Obama On Why He Hasn't Visited The Border: "I'm Not Interested In Photo Ops"

"This isn't theater. This is a problem." Obama puts the border crisis on Congress' shoulders.

WASHINGTON — President Obama warned Congress on Wednesday not to let his plan to deal with the crisis at the border get bogged down in partisan wrangling, even as he teed up his arguments for another political brawl over immigration.

"If I sponsored a bill declaring apple pie American, it might fall victim to partisan politics," the president joked when asked if he was worried his $3.7 billion plan to bolster immigration enforcement would get caught up in Capitol Hill gridlock.

The president said passing the budget supplemental, as well as a separate plan to tweak existing law to make it easier for the government to turn back border crossers without the full asylum hearing currently required by law, was the only way for a short-term solution to the border problem.

"Congress has the capacity to work with all parties concerned to directly address this situation. They've said they want to see a solution," he said. "The supplemental offers them the capacity to vote immediately to get it done."

"There's a very simple question here," Obama said. "Congress needs to just pass the supplemental."

The president also once again called for House Republicans to allow a vote on a comprehensive immigration bill that stalled out in the chamber following a bipartisan vote in the Senate.

"The Senate passed a common-sense bipartisan bill more than a year ago. It would have strengthened the border, added an additional 20,000 Border Patrol agents," Obama said. "It would have strengthened our backlogged immigration courts. It would have put us in a stronger position to deal with this surge and, in fact, prevent it."

Obama rebuffed bipartisan calls for a presidential visit to the border at a speech in Texas following a meeting with that state's governor, Rick Perry. The Republican and several border Democrats have called for Obama to visit the border region where thousands of border crossers have been apprehended in recent weeks.

"There's nothing that is taking place down there that I am not intimately aware of and briefed on," Obama said. "This isn't theater. This is a problem. I'm not interested in photo ops; I'm interested in solving a problem. And those who say I should visit the border, when you ask them what should we be doing, they're giving us suggestions that are embodied in legislation that I've already sent to Congress."

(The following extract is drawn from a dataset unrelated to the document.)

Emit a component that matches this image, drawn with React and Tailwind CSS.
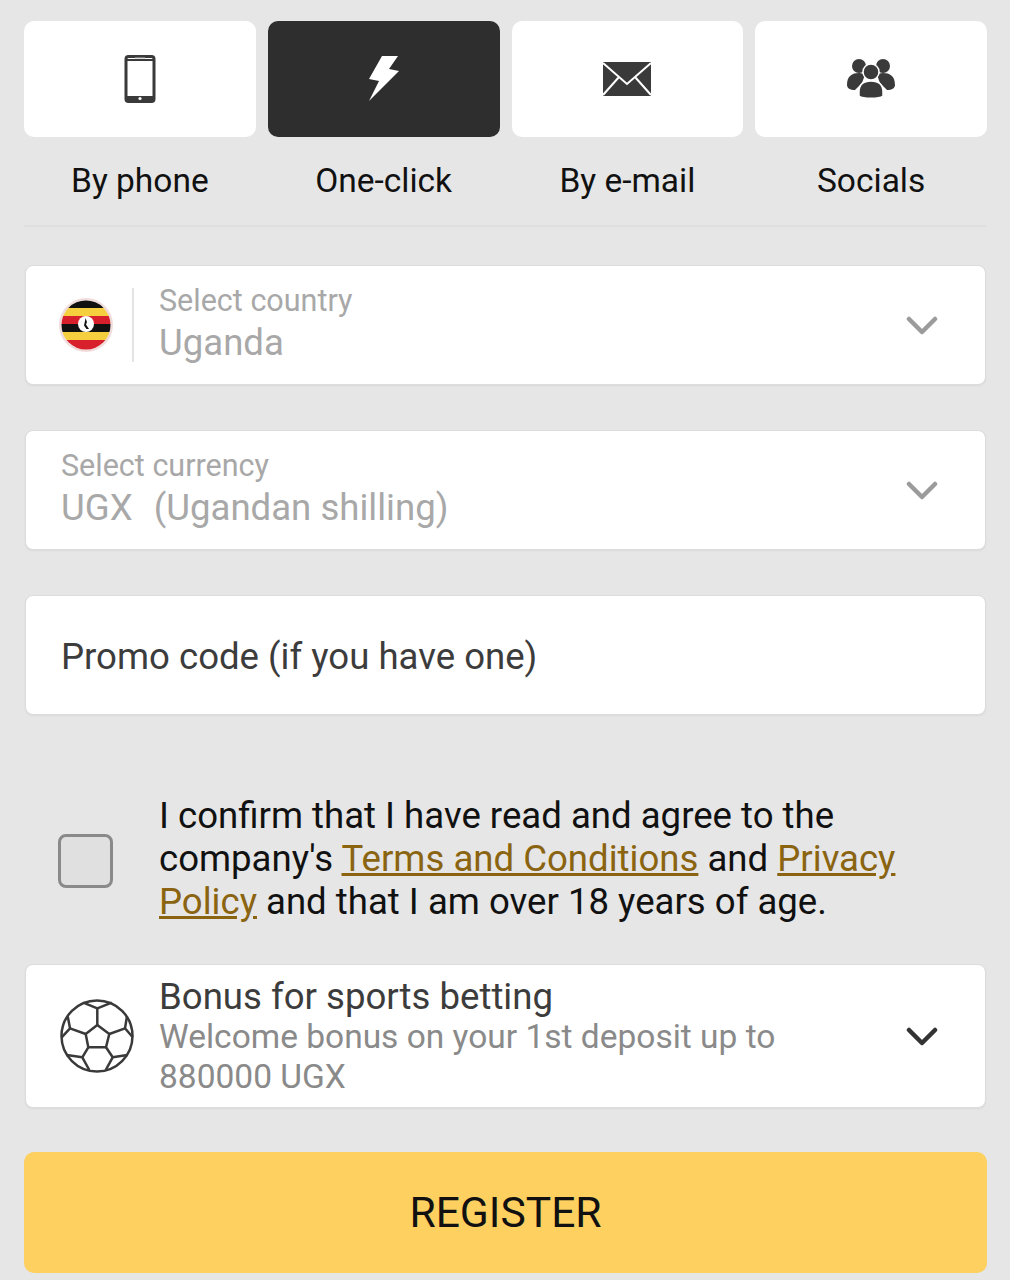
import React from 'react';

const PhoneIcon = () => (
  <svg width="32" height="48" viewBox="0 0 32 48">
    <rect x="2" y="1.5" width="28" height="45" rx="2.5" fill="none" stroke="#3a3a3a" strokeWidth="3" />
    <rect x="2" y="4" width="28" height="2" fill="#3a3a3a" />
    <rect x="2" y="41" width="28" height="5" fill="#3a3a3a" />
    <rect x="11" y="2.5" width="10" height="1" fill="#bbb" />
    <circle cx="16" cy="43.5" r="1.6" fill="#fff" />
  </svg>
);

const BoltIcon = () => (
  <svg width="32" height="48" viewBox="0 0 32 48">
    <path d="M14 1H30L21 14L31 16L1 46L11 26L1 24Z" fill="#fff" />
  </svg>
);

const MailIcon = () => (
  <svg width="50" height="36" viewBox="0 0 50 36">
    <rect x="1" y="1" width="48" height="34" fill="#3a3a3a" />
    <path d="M1 2L25 23L49 2M1 34L17 16M49 34L33 16" fill="none" stroke="#fff" strokeWidth="2" />
  </svg>
);

const GroupIcon = () => (
  <svg width="50" height="42" viewBox="0 0 50 42" fill="#3a3a3a">
    <circle cx="13" cy="8" r="7" />
    <circle cx="37" cy="8" r="7" />
    <path d="M1 27C1 18 6 15 13 15C16 15 18 16 19 17C17 21 17 25 13 28L9 32C4 32 1 30 1 27Z" />
    <path d="M49 27C49 18 44 15 37 15C34 15 32 16 31 17C33 21 33 25 37 28L41 32C46 32 49 30 49 27Z" />
    <circle cx="25" cy="14" r="8" stroke="#fff" strokeWidth="1.5" />
    <path d="M13 34C13 26 18 23 25 23C32 23 37 26 37 34V38C33 41 17 41 13 38Z" stroke="#fff" strokeWidth="1.5" />
  </svg>
);

const Chevron = ({ color = '#9b9b9b' }) => (
  <svg width="32" height="20" viewBox="0 0 32 20" className="shrink-0 mt-[2px]">
    <path d="M3 3L16 16L29 3" fill="none" stroke={color} strokeWidth="4.5" strokeLinecap="round" strokeLinejoin="round" />
  </svg>
);

const UgandaFlag = () => (
  <svg width="54" height="54" viewBox="0 0 54 54" className="shrink-0">
    <defs>
      <clipPath id="flag">
        <circle cx="27" cy="27" r="24.5" />
      </clipPath>
    </defs>
    <circle cx="27" cy="27" r="27" fill="#f1dcdc" />
    <g clipPath="url(#flag)">
      <rect y="2" width="54" height="8" fill="#111" />
      <rect y="10" width="54" height="8" fill="#f6cf3f" />
      <rect y="18" width="54" height="8" fill="#d8202c" />
      <rect y="26" width="54" height="8" fill="#111" />
      <rect y="34" width="54" height="8" fill="#f6cf3f" />
      <rect y="42" width="54" height="10" fill="#d8202c" />
    </g>
    <circle cx="27" cy="26" r="8" fill="#fff" />
    <path d="M26.5 20L28 24L27 26.5L30 31H27.5L25 27.5L26 23Z" fill="#111" />
  </svg>
);

const SoccerBall = () => (
  <svg width="74" height="74" viewBox="0 0 74 74" className="shrink-0" fill="none" stroke="#3a3a3a" strokeWidth="2.5" strokeLinejoin="round">
    <circle cx="37" cy="37" r="35.5" />
    <path d="M37.3 26L49.3 35L46 48.3H28.3L25.7 35Z" />
    <path d="M37.3 26V9.3M25.7 35L10 29.3M49.3 35L65 29.3M28.3 48.3L22.3 58.3M46 48.3L52.7 58.3" />
    <path d="M23.3 3.7L37.3 9.3L51.7 3.7" />
    <path d="M7.7 17.3L10 29.3L1.7 38.3M67 17.3L65 29.3L72.7 38.3" />
    <path d="M6.7 56L22.3 58.3L29.3 71M67.3 56L52.7 58.3L45.7 71" />
  </svg>
);

const tabs = [
  { label: 'By phone', icon: <PhoneIcon /> },
  { label: 'One-click', icon: <BoltIcon />, active: true },
  { label: 'By e-mail', icon: <MailIcon /> },
  { label: 'Socials', icon: <GroupIcon /> },
];

const cardClass = 'mx-[1px] bg-white rounded-lg border border-[#dcdcdc] shadow-[0_1px_2px_rgba(0,0,0,0.06)]';

export default function App() {
  return (
    <div className="w-[1010px] h-[1280px] overflow-hidden bg-[#e6e6e6] px-6 pt-[21px] font-['Roboto',sans-serif]">
      <div className="w-[963px]">
        <div className="grid grid-cols-4 gap-3">
          {tabs.map((t) => (
            <div key={t.label} className="flex flex-col items-center">
              <div className={`w-full h-[116px] rounded-[10px] flex items-center justify-center ${t.active ? 'bg-[#2e2e2e]' : 'bg-white'}`}>
                {t.icon}
              </div>
              <div className="mt-[23px] text-[33.5px] leading-[42px] text-[#111]">{t.label}</div>
            </div>
          ))}
        </div>
        <div className="mt-[23px] h-[2px] bg-[#dfdfdf]" />

        <div className={`${cardClass} mt-[38px] h-[120px] flex items-center pl-[33px] pr-[47px]`}>
          <UgandaFlag />
          <div className="ml-[19px] w-[2px] h-[74px] bg-[#e4e4e4]" />
          <div className="ml-[25px] flex-1 pb-[4px]">
            <div className="text-[30.5px] leading-[38px] text-[#a8a8a8]">Select country</div>
            <div className="text-[36.6px] leading-[45px] text-[#a8a8a8]">Uganda</div>
          </div>
          <Chevron />
        </div>

        <div className={`${cardClass} mt-[45px] h-[120px] flex items-center pl-[35px] pr-[47px]`}>
          <div className="flex-1 pb-[4px]">
            <div className="text-[30.5px] leading-[38px] text-[#a8a8a8]">Select currency</div>
            <div className="text-[36.6px] leading-[45px] text-[#a8a8a8] whitespace-pre">
              UGX  <span className="ml-[3px]">(Ugandan shilling)</span>
            </div>
          </div>
          <Chevron />
        </div>

        <div className={`${cardClass} mt-[45px] h-[120px] flex items-center pl-[35px] pt-[3px]`}>
          <div className="text-[36.6px] leading-[44px] text-[#3c3c3c]">Promo code (if you have one)</div>
        </div>

        <div className="mt-[79px] flex items-center pl-[34px]">
          <div className="w-[55px] h-[54px] mt-[4px] shrink-0 rounded-lg border-[3px] border-[#8a8a8a] bg-[#e0e0e0]" />
          <p className="ml-[46px] w-[790px] text-[36.6px] leading-[43px] text-[#111]">
            I confirm that I have read and agree to the company's{' '}
            <span className="underline text-[#8a6410]">Terms and Conditions</span> and{' '}
            <span className="underline text-[#8a6410]">Privacy Policy</span> and that I am over 18 years of age.
          </p>
        </div>

        <div className={`${cardClass} mt-[41px] h-[144px] flex items-center pl-[34px] pr-[47px]`}>
          <SoccerBall />
          <div className="ml-[25px] flex-1">
            <div className="text-[36.6px] leading-[41px] text-[#3c3c3c]">Bonus for sports betting</div>
            <div className="max-w-[660px] text-[33.5px] leading-[40px] text-[#8a8a8a]">Welcome bonus on your 1st deposit up to 880000 UGX</div>
          </div>
          <Chevron color="#333333" />
        </div>

        <div className="mt-[44px] h-[121px] rounded-[10px] bg-[#fdd05f] flex items-center justify-center text-[42.6px] text-[#111]">
          REGISTER
        </div>
      </div>
    </div>
  );
}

But when it came to Perry and Obama, who went through their own partisan theatrics in the past day or so, the president said the pair had found common ground.

"The bottom line is actually that there's nothing that the governor indicated he'd like to see that I have a philosophical objection to," Obama said, adding he wasn't opposed to dispatching National Guard troops to the border as Perry has requested. But Obama said he told Perry he needs Republicans in Washington to work with him if the border problem will be solved quickly.

"One of the suggestions I had for Gov. Perry was that it would be useful for my Republican friends to rediscover the concept of negotiation and compromise," Obama said.